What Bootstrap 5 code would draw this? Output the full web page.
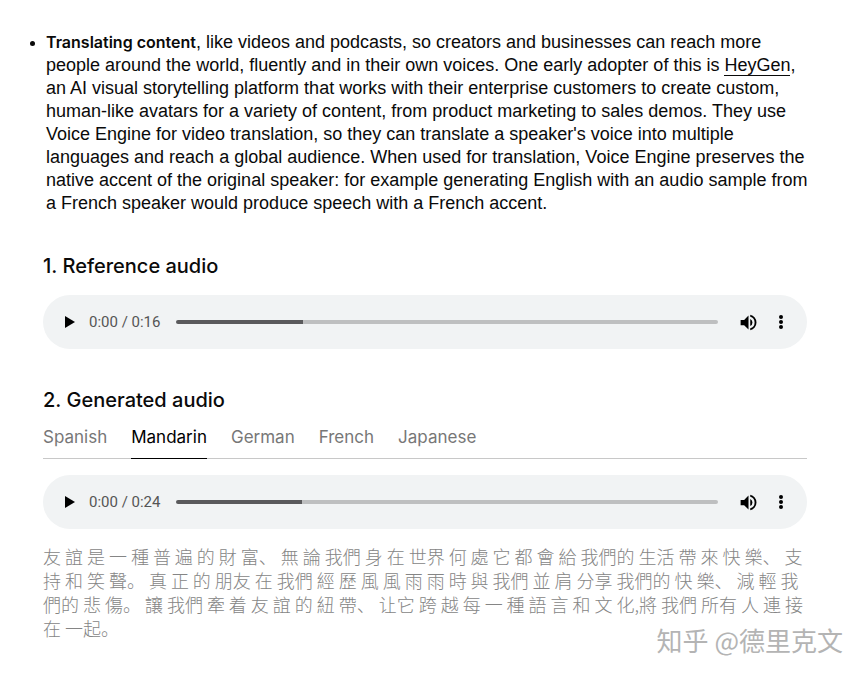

● ● ● ● ● ● ●

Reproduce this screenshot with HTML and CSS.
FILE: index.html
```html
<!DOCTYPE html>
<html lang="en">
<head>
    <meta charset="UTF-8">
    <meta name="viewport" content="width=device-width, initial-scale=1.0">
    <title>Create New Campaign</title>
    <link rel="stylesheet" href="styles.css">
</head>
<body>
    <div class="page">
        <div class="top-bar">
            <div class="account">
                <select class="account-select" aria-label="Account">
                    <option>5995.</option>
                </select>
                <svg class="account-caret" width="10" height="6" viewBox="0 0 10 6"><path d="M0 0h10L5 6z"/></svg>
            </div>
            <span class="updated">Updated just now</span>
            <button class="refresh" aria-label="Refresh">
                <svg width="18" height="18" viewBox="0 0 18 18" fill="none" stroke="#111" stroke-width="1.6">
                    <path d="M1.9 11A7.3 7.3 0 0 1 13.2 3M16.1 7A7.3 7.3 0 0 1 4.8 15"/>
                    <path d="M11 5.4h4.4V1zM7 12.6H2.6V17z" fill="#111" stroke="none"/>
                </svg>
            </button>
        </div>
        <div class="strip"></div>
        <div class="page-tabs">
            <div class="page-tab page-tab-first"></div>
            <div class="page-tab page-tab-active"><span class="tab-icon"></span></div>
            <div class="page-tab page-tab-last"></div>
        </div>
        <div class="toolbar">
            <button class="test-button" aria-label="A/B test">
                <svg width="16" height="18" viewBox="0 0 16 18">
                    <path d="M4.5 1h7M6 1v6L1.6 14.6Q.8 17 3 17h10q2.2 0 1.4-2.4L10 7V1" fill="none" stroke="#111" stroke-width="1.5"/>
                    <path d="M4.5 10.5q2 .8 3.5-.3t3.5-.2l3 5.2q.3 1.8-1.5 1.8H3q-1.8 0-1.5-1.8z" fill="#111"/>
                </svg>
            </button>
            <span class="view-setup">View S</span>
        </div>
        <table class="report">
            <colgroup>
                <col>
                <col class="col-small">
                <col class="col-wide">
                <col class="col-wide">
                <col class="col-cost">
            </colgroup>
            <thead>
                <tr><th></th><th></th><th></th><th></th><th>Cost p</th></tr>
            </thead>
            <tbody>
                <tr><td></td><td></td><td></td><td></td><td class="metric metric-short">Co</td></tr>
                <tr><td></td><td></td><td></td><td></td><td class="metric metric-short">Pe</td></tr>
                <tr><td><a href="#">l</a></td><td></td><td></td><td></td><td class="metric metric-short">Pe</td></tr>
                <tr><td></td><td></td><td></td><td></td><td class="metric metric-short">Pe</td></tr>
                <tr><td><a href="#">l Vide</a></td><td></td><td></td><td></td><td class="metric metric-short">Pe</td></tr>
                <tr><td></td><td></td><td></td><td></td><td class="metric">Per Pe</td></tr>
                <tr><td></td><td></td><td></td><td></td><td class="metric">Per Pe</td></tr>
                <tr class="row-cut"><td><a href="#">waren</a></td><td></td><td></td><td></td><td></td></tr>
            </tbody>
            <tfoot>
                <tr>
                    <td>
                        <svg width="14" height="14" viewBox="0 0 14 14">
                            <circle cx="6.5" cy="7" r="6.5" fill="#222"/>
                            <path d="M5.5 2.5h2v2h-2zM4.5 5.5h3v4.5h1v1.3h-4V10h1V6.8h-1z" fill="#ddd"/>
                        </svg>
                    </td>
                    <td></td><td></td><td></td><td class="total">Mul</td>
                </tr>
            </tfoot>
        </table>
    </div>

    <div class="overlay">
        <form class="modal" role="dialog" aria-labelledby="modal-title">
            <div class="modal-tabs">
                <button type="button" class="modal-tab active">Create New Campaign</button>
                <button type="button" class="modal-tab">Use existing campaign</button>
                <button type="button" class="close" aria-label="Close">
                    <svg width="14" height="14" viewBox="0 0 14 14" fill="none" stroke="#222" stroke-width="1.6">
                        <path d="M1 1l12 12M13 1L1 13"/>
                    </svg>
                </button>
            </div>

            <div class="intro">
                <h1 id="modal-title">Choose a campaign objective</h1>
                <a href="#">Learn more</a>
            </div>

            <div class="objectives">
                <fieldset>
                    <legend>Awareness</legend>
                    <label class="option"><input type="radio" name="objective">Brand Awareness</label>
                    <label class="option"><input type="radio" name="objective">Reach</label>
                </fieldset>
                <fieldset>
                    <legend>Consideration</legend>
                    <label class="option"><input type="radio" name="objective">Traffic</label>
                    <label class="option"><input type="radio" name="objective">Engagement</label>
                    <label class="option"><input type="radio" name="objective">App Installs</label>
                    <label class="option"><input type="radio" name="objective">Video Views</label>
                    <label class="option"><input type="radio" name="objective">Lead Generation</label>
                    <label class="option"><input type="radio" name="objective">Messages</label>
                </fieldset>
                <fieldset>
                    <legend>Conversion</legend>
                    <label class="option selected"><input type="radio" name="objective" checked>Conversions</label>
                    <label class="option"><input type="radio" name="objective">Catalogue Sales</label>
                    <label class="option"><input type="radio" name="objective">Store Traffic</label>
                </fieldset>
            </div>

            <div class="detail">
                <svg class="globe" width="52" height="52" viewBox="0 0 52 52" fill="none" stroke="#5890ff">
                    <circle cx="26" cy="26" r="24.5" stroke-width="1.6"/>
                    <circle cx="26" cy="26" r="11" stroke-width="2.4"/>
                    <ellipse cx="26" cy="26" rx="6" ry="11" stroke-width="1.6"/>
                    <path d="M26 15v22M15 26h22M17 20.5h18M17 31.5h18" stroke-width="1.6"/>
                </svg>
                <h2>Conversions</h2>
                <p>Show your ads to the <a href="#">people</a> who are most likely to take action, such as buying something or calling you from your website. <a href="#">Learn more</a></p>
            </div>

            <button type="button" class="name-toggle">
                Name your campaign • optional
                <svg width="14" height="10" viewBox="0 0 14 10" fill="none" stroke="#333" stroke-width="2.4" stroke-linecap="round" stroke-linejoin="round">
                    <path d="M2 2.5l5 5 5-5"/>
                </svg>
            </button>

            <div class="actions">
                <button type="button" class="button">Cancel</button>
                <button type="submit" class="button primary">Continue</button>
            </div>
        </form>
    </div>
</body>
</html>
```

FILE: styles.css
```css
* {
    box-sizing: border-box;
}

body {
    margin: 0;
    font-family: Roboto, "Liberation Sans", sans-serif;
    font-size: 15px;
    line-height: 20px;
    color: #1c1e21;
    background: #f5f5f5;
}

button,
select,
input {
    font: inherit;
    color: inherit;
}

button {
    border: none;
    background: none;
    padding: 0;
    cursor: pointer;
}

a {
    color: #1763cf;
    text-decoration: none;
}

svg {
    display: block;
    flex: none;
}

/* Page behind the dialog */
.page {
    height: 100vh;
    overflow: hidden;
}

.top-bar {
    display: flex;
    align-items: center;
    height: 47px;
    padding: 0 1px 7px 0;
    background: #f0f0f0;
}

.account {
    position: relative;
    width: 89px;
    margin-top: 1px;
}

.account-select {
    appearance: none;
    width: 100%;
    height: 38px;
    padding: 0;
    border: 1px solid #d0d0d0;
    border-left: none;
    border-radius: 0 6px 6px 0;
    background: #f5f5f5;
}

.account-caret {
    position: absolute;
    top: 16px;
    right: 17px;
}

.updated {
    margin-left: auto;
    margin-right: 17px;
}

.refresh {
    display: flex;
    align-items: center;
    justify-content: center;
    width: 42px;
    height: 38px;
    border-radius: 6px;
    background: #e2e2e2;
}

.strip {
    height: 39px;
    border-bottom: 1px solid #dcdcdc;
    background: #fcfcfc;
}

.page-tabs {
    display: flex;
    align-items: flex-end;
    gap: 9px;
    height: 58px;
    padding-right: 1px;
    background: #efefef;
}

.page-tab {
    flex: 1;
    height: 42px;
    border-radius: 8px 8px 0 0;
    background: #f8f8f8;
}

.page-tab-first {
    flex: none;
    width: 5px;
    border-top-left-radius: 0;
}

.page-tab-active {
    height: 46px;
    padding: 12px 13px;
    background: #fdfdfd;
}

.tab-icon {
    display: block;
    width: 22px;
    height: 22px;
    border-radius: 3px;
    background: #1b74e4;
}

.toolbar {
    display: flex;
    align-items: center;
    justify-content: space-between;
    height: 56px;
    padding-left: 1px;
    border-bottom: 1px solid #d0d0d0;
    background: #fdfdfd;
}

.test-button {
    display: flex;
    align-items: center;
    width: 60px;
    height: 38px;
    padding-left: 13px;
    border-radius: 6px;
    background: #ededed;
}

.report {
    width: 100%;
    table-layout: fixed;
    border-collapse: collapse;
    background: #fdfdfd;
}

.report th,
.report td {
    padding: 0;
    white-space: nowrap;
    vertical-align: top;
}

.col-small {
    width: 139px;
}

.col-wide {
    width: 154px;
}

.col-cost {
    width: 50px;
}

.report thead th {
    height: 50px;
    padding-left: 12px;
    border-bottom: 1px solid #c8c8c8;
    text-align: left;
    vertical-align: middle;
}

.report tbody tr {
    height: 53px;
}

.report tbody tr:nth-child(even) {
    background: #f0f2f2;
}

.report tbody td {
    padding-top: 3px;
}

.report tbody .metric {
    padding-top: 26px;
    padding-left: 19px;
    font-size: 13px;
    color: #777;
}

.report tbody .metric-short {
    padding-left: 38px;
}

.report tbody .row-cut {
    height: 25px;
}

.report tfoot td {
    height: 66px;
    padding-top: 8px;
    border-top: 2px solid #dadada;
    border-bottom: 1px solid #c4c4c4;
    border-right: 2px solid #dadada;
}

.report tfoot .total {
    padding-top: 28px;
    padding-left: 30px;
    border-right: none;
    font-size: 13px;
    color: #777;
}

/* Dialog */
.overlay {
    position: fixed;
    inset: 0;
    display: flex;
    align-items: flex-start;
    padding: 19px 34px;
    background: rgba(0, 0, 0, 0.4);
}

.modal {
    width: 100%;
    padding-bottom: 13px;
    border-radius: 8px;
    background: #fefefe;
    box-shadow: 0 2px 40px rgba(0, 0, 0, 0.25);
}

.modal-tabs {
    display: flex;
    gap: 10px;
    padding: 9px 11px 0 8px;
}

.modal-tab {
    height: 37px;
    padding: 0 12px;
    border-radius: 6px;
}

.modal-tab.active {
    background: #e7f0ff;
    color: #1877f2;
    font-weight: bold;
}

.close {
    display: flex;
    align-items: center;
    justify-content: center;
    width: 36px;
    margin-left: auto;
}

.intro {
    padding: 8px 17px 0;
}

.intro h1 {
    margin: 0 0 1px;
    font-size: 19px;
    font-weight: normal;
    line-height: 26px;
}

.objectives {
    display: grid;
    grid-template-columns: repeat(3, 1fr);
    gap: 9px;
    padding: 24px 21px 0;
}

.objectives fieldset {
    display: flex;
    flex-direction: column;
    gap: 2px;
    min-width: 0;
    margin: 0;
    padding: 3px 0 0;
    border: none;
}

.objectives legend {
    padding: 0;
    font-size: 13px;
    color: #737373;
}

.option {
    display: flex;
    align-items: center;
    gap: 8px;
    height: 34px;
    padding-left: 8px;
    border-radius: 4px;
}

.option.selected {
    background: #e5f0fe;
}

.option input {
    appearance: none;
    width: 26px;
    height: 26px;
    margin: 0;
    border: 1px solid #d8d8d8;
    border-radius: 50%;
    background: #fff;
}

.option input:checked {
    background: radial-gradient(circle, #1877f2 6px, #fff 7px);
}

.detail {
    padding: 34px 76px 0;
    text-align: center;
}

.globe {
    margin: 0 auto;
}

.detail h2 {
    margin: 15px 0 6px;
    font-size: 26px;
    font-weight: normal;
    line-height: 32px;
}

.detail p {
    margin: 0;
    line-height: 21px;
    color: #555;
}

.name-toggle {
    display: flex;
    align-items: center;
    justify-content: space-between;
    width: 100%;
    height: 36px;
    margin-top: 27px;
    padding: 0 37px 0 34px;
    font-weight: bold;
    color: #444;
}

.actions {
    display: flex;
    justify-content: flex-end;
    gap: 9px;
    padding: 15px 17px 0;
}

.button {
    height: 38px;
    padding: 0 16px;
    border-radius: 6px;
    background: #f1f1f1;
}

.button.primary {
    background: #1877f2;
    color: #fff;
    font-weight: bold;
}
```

● ● ● ● ● ● ●

Short task —
Copy each line containing the word "this" from the data.

Correct response —
What Bootstrap 5 code would draw this? Output the full web page.
Reproduce this screenshot with HTML and CSS.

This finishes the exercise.